Google consignó cuál fue mi viaje más largo, en distancia y en tiempo –coincide con mi licencia, claro está–, y así, de a poco, me fue invadiendo una sensación bastante incómoda, como supongo que debe de ser la de una colonoscopía sin anestesia. Como están de moda los rankings, el sargento Google me dio una lista de “sitios destacados” que visité –y cuántas veces, faltaba más–, etiquetados como “compras”, “comida y bebida” y “cultura”. En esta última había lugares como la librería Lautréamont, el Teatro de Verano y el Palacio Legislativo... Al final del mail me enteré de que el “historial de ubicaciones” está activado en mi cuenta. No recuerdo haberlo hecho, pero Google es el que sabe, y me dio la opción “consultar cronología”. Para qué. Ahí me enfrenté a un mapa de Montevideo y más allá, lleno de puntitos rojos como varicela, de los que se desplegaba un nivel de información sobre mis movimientos que hubiera ruborizado a los más altos jerarcas de la Gestapo.
Elegí un punto al azar. Resultó ser el bar Finisterre, en Rodó y Gaboto. Lunes 6 de agosto de 2018. Me saltó que estuve desde las 22.33 hasta la 1.33, que fui en bicicleta desde el diario, y me mostró el camino que elegí. Además, me enseñó todos los recorridos de ese día y me avisó que cerca del mediodía anduve por la sucursal de una famosa cadena de supermercados durante exactamente 12 minutos. También se puede buscar por fecha. Al día siguiente, 7 de agosto, estuve dos horas en el Auditorio del SODRE. Era la presentación del último disco de Fernando Cabrera. A Google, que está en todo, se le escapó buchonear el repertorio. Pero recuerdo que me emocioné, como siempre, con la versión de “Imposibles”. ¿Eso con qué se mide?
Ante tal nivel de intromisión, lo más fácil es recordar a George Orwell y su 1984, pero nada más alejado que aquella distopía totalitaria. Para empezar, al Gran Hermano lo llevamos alegremente en el bolsillo y lo compramos en cómodas cuotas: no hay ningún tipo de instrumento coercitivo; en todo caso, sería más bien al estilo Un mundo feliz, de Aldous Huxley. Para terminar, no seamos ingenuos, acá ni siquiera hay un señor Google que se pone a vichar como una vieja chusma o un espía con fines de control: “Uy, miren, Ignacio Martínez, en Uruguay, fue a un bar el lunes 6 de agosto, ojo con eso, atentos”. Para Google no somos personas sino ceros y unos cuantificables mediante sus algoritmos, pulgas que saltan de un lado al otro en la peluca del consumismo y le damos información para que nos recomiende publicidad a nuestra medida.

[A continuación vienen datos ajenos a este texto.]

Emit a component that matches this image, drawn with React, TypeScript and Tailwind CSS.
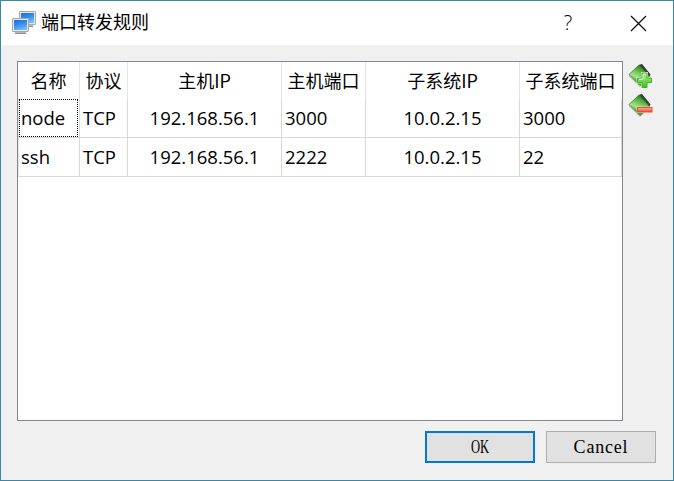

Pero no todo está perdido, yo vengo a ofrecer alguna opción. Podemos desactivar el “historial de ubicaciones”, chuparnos el dedo y confiar en que no nos van a seguir los pasos, cerrar toda cuenta de Google, o, mucho mejor, andar por ahí sin celular. Pero no queda otra que ser apocalíptico ante esta era en la que todo es cuantificable –incluso esta nota: Google Analytics nos dirá cuántos clics tuvo, desde dónde y así–. Como melómano, hace unas semanas me llamó la atención cómo la gente compartía sus estadísticas de Spotify y las comparaba con las de los demás, a ver quién tenía la lista más grande. Tantas horas escuchando música, equis minutos a este artista, al otro y a los demás. Hasta la música, un arte sagrado, la pasan por el filtro de los números, números y más números.
No faltará mucho para que la megaempresa de origen californiano saque el software Google Health, que mediante vaya a saber qué tecnología nos avisará que hace dos semanas que no movilizamos el intestino como corresponde, según lo establecido por la Organización Mundial de la Salud, y después nos recomendará el gastroenterólogo más cercano. Entonces, la colonoscopía será verdadera, pero, ojalá, con anestesia. Luego compartiremos los resultados alegremente por Facebook.
Eso fue lo que hice. Como un iluso, publiqué la estadística de los traslados, sobre todo por el dato de la bicicleta, ya que soy hincha de su uso, y que la mayor cantidad de kilómetros los haya hecho arriba de las dos ruedas a propulsión humana demuestra una pequeña victoria contra la imposición del ómnibus. Pero que el espiado muestre alegremente el fruto del espionaje demuestra el máximo triunfo de la lobotomía tecnológica de un mundo feliz.